■ **Dataset extract**
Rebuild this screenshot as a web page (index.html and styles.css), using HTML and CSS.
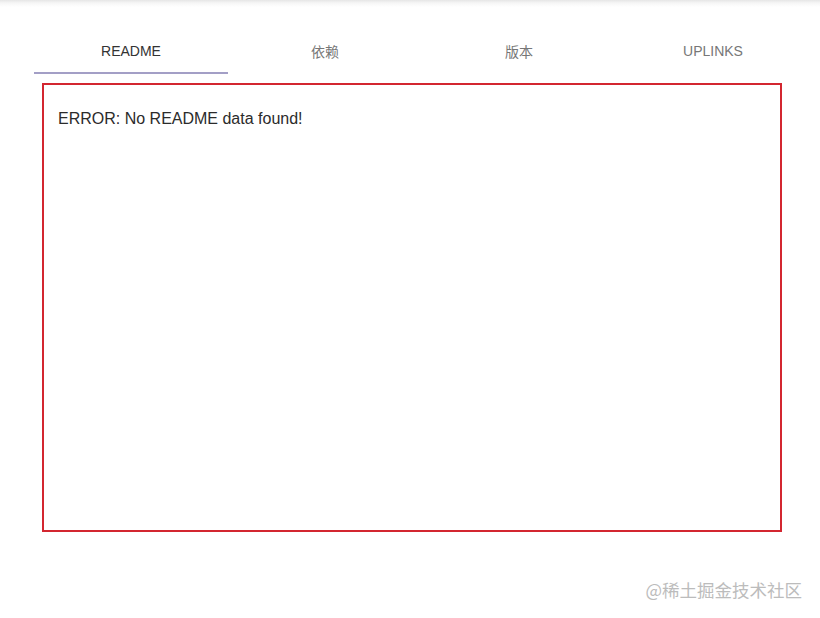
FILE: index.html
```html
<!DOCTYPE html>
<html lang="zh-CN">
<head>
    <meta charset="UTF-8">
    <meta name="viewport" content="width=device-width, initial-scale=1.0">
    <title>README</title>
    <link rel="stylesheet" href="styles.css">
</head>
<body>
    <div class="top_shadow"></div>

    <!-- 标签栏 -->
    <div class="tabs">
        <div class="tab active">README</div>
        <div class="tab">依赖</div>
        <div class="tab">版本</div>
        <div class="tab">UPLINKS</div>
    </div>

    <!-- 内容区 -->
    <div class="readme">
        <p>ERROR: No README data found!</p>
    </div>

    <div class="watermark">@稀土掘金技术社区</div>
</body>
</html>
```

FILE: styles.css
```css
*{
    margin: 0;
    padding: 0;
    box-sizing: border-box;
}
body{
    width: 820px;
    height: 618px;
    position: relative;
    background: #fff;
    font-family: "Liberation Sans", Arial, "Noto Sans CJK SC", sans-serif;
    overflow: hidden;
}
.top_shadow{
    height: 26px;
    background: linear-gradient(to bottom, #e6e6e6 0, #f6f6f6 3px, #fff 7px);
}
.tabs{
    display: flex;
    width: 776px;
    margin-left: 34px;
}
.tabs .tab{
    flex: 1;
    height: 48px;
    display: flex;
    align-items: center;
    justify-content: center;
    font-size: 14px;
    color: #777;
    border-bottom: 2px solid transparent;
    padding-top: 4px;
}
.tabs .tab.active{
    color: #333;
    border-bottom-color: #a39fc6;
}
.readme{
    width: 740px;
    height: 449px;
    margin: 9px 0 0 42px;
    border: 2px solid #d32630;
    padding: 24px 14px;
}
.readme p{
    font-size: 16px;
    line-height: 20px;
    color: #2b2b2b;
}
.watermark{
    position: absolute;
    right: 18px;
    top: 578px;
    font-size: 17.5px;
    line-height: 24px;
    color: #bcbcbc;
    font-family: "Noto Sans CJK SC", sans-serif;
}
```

■ **Exercise**
In this exercise, set down all of the data exactly, without the pictures.

■ **Result of this exercise**
Rebuild this screenshot as a web page (index.html and styles.css), using HTML and CSS.
FILE: index.html
```html
<!DOCTYPE html>
<html lang="zh-CN">
<head>
    <meta charset="UTF-8">
    <meta name="viewport" content="width=device-width, initial-scale=1.0">
    <title>README</title>
    <link rel="stylesheet" href="styles.css">
</head>
<body>
    <div class="top_shadow"></div>

    <!-- 标签栏 -->
    <div class="tabs">
        <div class="tab active">README</div>
        <div class="tab">依赖</div>
        <div class="tab">版本</div>
        <div class="tab">UPLINKS</div>
    </div>

    <!-- 内容区 -->
    <div class="readme">
        <p>ERROR: No README data found!</p>
    </div>

    <div class="watermark">@稀土掘金技术社区</div>
</body>
</html>
```

FILE: styles.css
```css
*{
    margin: 0;
    padding: 0;
    box-sizing: border-box;
}
body{
    width: 820px;
    height: 618px;
    position: relative;
    background: #fff;
    font-family: "Liberation Sans", Arial, "Noto Sans CJK SC", sans-serif;
    overflow: hidden;
}
.top_shadow{
    height: 26px;
    background: linear-gradient(to bottom, #e6e6e6 0, #f6f6f6 3px, #fff 7px);
}
.tabs{
    display: flex;
    width: 776px;
    margin-left: 34px;
}
.tabs .tab{
    flex: 1;
    height: 48px;
    display: flex;
    align-items: center;
    justify-content: center;
    font-size: 14px;
    color: #777;
    border-bottom: 2px solid transparent;
    padding-top: 4px;
}
.tabs .tab.active{
    color: #333;
    border-bottom-color: #a39fc6;
}
.readme{
    width: 740px;
    height: 449px;
    margin: 9px 0 0 42px;
    border: 2px solid #d32630;
    padding: 24px 14px;
}
.readme p{
    font-size: 16px;
    line-height: 20px;
    color: #2b2b2b;
}
.watermark{
    position: absolute;
    right: 18px;
    top: 578px;
    font-size: 17.5px;
    line-height: 24px;
    color: #bcbcbc;
    font-family: "Noto Sans CJK SC", sans-serif;
}
```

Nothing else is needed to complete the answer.